Welcome to the Chemical Engineering Department at the University of Louisville. Ernst Hall has housed the Department of Chemical Engineering since 1967 and serves as the academic home to about 200 students, approximately 80% at the undergraduate level and 20% graduate students (ME, MS, and PhD). We have 12 full-time faculty members that include Director of the Conn Center for Renewable Energy and the Director of the Rapid Prototyping Center and 4 adjunct faculty members. In addition, we have been experiencing an unprecedented growth at the undergraduate level attributed to an increased national and international focus on energy generation and storage, excellent placement opportunities for our graduates, and our outstanding cooperative education program. The co-op program provides our undergraduate students with hands-on work experience by placing them in a structured, paid internships with local and national corporations. The history and current state of our department has been highlighted in a recent issue of Chemical Engineering and Education.
Chemical engineering faculty members are heavily invested in improving society through both educational and technical research. Technical research in our Chemical Engineering program emphasizes materials for renewable energy through its partnership with the Conn Center, as well as health engineering, including developing non-invasive disease diagnostic tools in conjunction with our medical colleagues.
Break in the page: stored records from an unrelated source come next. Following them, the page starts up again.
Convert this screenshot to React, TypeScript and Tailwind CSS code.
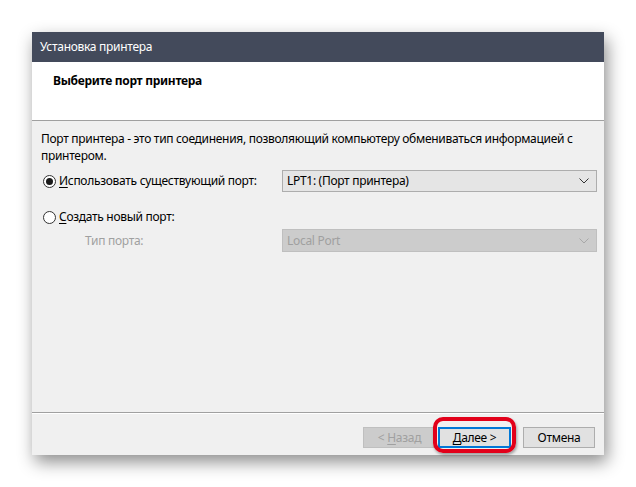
import React from 'react';

const font = { fontFamily: '"Noto Sans", "Open Sans", sans-serif' };

const Chevron: React.FC<{ color: string }> = ({ color }) => (
    <svg width="10" height="6" viewBox="0 0 10 6" className="shrink-0">
        <polyline points="0.5,0.5 5,5 9.5,0.5" fill="none" stroke={color} strokeWidth="1" />
    </svg>
);

const Radio: React.FC<{ checked?: boolean }> = ({ checked }) => (
    <span className="w-[13px] h-[13px] rounded-full border border-[#333333] bg-white flex items-center justify-center shrink-0">
        {checked && <span className="w-[7px] h-[7px] rounded-full bg-[#1a1a1a]"></span>}
    </span>
);

export default function App() {
    return (
        <div className="w-[636px] h-[487px] bg-white pl-8 pt-8 text-[12px] tracking-[-0.3px] text-black" style={font}>
            <div className="relative w-[572px] h-[423px] flex flex-col bg-[#f0f0f0] shadow-[3px_7px_16px_rgba(0,0,0,0.45)]">
                {/* Title bar */}
                <div className="h-[30px] bg-[#434a5b] text-white flex items-center pl-2 shrink-0">
                    Установка принтера
                </div>

                {/* Header */}
                <div className="h-[59px] bg-white border-b border-[#a0a0a0] pl-[21px] pt-[10px] shrink-0">
                    <span className="font-bold">Выберите порт принтера</span>
                </div>

                {/* Body */}
                <div className="flex-1 pl-[9px] pr-[7px] pt-[9px] flex flex-col">
                    <p className="leading-[17px] whitespace-nowrap">
                        Порт принтера - это тип соединения, позволяющий компьютеру обмениваться информацией с
                        <br />
                        принтером.
                    </p>

                    <div className="mt-[6px] h-[22px] flex items-center">
                        <div className="w-[241px] flex items-center gap-[3px] pl-[2px]">
                            <Radio checked />
                            <span>
                                <u className="underline-offset-2">И</u>спользовать существующий порт:
                            </span>
                        </div>
                        <div className="flex-1 h-[22px] bg-[#e5e5e5] border border-[#adadad] flex items-center justify-between pl-[4px] pr-[7px]">
                            <span>LPT1: (Порт принтера)</span>
                            <Chevron color="#333333" />
                        </div>
                    </div>

                    <div className="mt-[17px] h-[16px] flex items-center gap-[3px] pl-[2px]">
                        <Radio />
                        <span>
                            <u className="underline-offset-2">С</u>оздать новый порт:
                        </span>
                    </div>

                    <div className="mt-[4px] h-[23px] flex items-center">
                        <div className="w-[241px] pl-[44px] text-[#a0a0a0]">Тип порта:</div>
                        <div className="flex-1 h-[23px] bg-[#cccccc] border border-[#bfbfbf] flex items-center justify-between pl-[4px] pr-[7px] text-[#a0a0a0]">
                            <span>Local Port</span>
                            <Chevron color="#a8a8a8" />
                        </div>
                    </div>
                </div>

                {/* Footer */}
                <div className="h-[43px] border-t border-[#a0a0a0] shrink-0">
                    <div className="h-full border-t border-white flex items-start justify-end pt-[13px] pr-[9px]">
                        <div className="w-[73px] h-[21px] bg-[#cccccc] border border-[#bfbfbf] text-[#a0a0a0] flex items-center justify-center">
                            &lt;&nbsp;<u className="underline-offset-2">Н</u>азад
                        </div>
                        <div className="ml-[2px] w-[73px] h-[21px] bg-[#e1e1e1] border-2 border-[#0078d7] flex items-center justify-center">
                            <u className="underline-offset-2">Д</u>алее &gt;
                        </div>
                        <div className="ml-[12px] w-[72px] h-[21px] bg-[#e1e1e1] border border-[#adadad] flex items-center justify-center">
                            Отмена
                        </div>
                    </div>
                </div>

                {/* Red highlight ring */}
                <div className="absolute left-[401px] top-[385px] w-[83px] h-[36px] border-4 border-[#e2001a] rounded-[10px] shadow-[1px_2px_3px_rgba(0,0,0,0.35)]"></div>
            </div>
        </div>
    );
}
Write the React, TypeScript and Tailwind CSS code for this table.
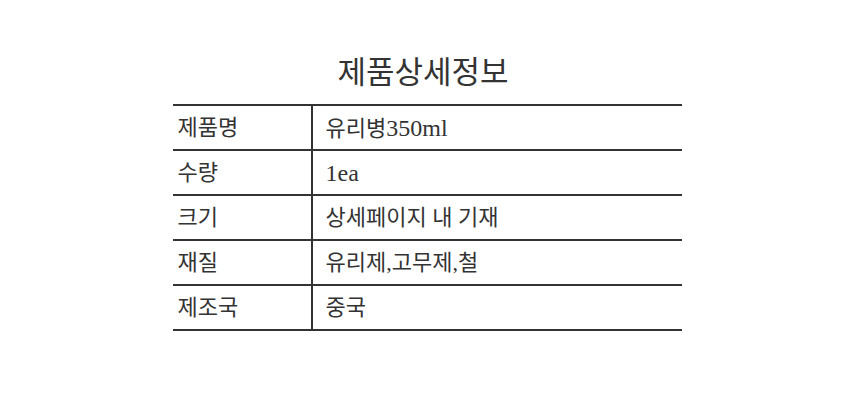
const rows: [string, string][] = [
  ['제품명', '유리병350ml'],
  ['수량', '1ea'],
  ['크기', '상세페이지 내 기재'],
  ['재질', '유리제,고무제,철'],
  ['제조국', '중국'],
];

// latin runs are set a touch larger so they sit like the serif in the original
function Mixed({ text }: { text: string }) {
  const parts = text.split(/([A-Za-z0-9]+)/).filter(Boolean);
  return (
    <>
      {parts.map((p, i) =>
        /^[A-Za-z0-9]+$/.test(p) ? (
          <span key={i} className="text-[24px]">
            {p}
          </span>
        ) : (
          <span key={i}>{p}</span>
        )
      )}
    </>
  );
}

export default function App() {
  return (
    <div
      className="flex h-[404px] w-[860px] flex-col items-center bg-white pt-[53px] text-[#333]"
      style={{ fontFamily: '"Liberation Serif", "Noto Sans CJK KR", serif' }}
    >
      <h2 className="mb-[12px] ml-[-14px] h-[39px] text-[31px] leading-[39px] font-normal">제품상세정보</h2>
      <div className="ml-[-6px] w-[509px] border-t-2 border-[#333]">
        {rows.map(([label, value]) => (
          <div key={label} className="flex h-[45px] border-b-2 border-[#333]">
            <div className="flex w-[140px] items-center border-r-2 border-[#333] pl-[5px] text-[22px]">
              {label}
            </div>
            <div className="flex flex-1 items-center pl-[13px] text-[22px]">
              <span>
                <Mixed text={value} />
              </span>
            </div>
          </div>
        ))}
      </div>
    </div>
  );
}
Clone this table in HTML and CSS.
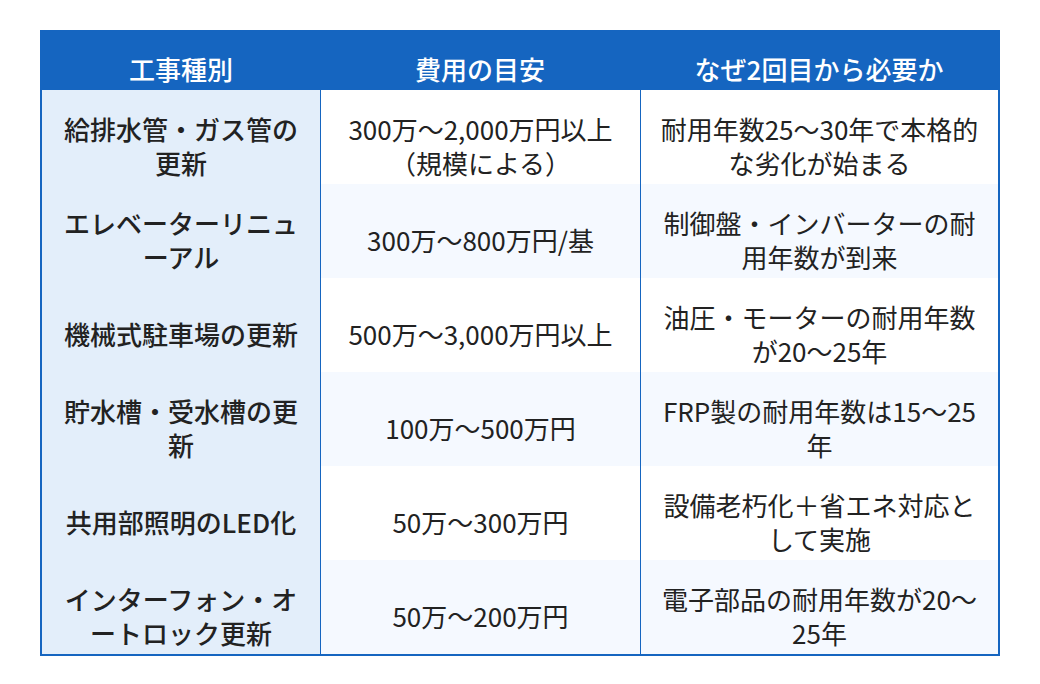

Research activities of our undergraduate and graduate students are supported by the outstanding facilities available in the Department, the Conn Center, the Rapid Prototyping center located also located in SPEED, as well in the interdisciplinary Shumaker Research Building that is located at a short distance on the Belknap campus. We recognize that students who become connected with contemporary engineering practice and research areas, through participation in industrial internships during their undergraduate years and the opportunity for research experience in both their undergraduate and graduate education, tend to perform better and have a higher level of persistence in their later professional life.
This is an exciting time for Chemical Engineering and for J. B. Speed School of Engineering as our country faces great scientific and technical challenges, the solutions to many of which will be found by Chemical Engineers.
Speed School chemical engineering graduates will play a key role in developing the world of the future where renewable energy is the norm and today’s diseases will be moderated by early detection. I invite you to join us as we build this world.